▶ _SET TASK_:
Show every line containing "this" by copying it.
***** DATASET ROWS
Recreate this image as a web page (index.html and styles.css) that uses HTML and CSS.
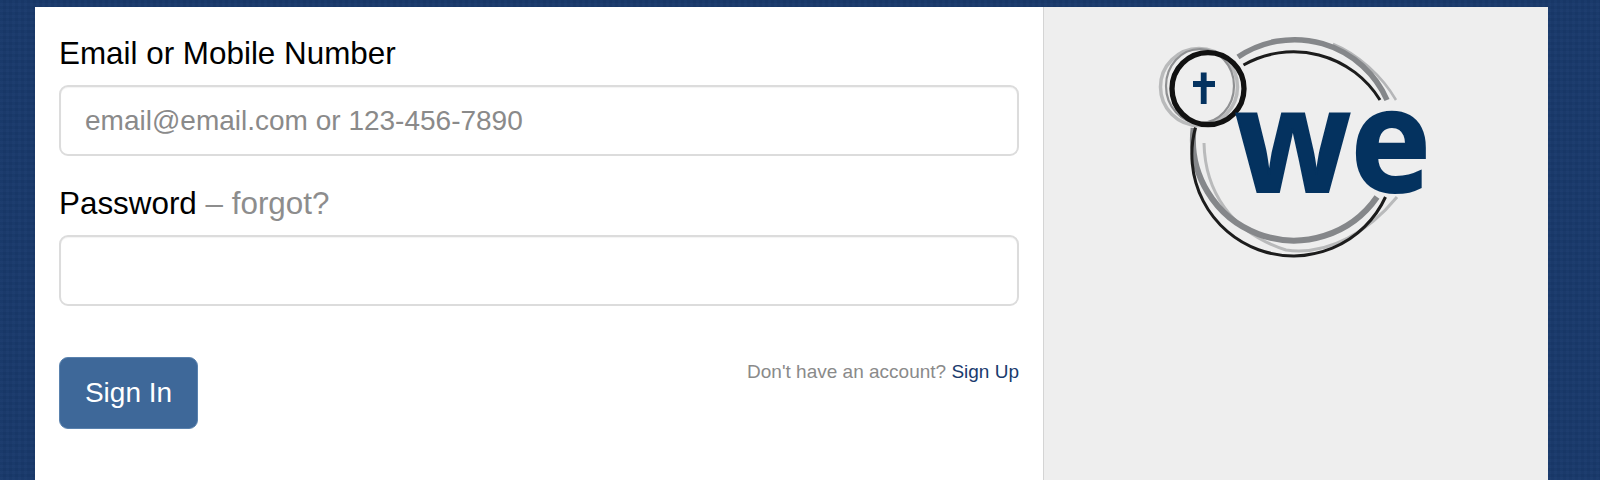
**********
***** DATASET ROWS
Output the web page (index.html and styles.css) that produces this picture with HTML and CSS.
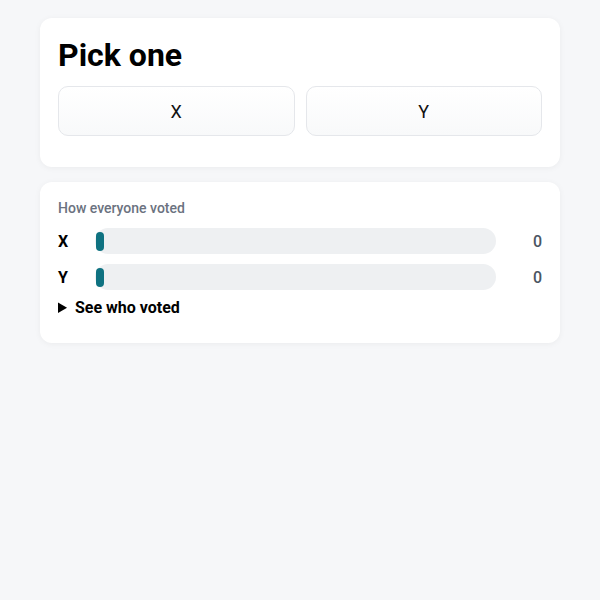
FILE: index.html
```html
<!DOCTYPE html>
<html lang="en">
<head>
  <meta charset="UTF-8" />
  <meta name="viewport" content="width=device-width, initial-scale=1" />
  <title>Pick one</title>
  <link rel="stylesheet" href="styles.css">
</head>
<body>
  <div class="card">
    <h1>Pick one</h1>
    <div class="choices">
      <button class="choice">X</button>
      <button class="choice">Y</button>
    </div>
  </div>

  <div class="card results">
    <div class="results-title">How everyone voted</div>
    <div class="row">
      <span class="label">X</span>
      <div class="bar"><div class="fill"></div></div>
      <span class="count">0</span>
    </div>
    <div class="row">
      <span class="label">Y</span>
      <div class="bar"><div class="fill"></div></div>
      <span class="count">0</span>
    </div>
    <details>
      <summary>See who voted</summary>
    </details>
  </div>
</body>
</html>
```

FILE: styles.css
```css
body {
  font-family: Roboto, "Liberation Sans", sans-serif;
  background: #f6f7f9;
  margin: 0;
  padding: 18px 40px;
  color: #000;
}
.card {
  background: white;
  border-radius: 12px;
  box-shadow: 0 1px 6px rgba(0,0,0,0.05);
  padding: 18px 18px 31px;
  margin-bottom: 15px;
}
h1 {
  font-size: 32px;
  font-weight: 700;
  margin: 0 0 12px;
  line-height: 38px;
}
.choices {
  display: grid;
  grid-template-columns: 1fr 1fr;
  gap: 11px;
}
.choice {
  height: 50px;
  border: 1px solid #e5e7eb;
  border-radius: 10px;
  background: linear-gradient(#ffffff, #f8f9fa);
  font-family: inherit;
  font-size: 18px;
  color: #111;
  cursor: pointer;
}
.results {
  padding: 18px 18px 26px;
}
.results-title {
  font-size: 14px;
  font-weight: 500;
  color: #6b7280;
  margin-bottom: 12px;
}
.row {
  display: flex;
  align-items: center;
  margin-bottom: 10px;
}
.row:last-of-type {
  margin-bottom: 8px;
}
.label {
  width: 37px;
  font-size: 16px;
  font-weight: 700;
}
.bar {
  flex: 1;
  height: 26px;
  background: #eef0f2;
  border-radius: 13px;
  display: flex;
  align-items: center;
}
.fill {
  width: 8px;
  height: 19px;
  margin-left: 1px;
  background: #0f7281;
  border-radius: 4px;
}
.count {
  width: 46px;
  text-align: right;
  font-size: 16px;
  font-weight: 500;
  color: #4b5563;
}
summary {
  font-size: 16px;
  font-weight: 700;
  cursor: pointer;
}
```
**********
▶ _CORRECT OUTPUT_:
Recreate this image as a web page (index.html and styles.css) that uses HTML and CSS.
Output the web page (index.html and styles.css) that produces this picture with HTML and CSS.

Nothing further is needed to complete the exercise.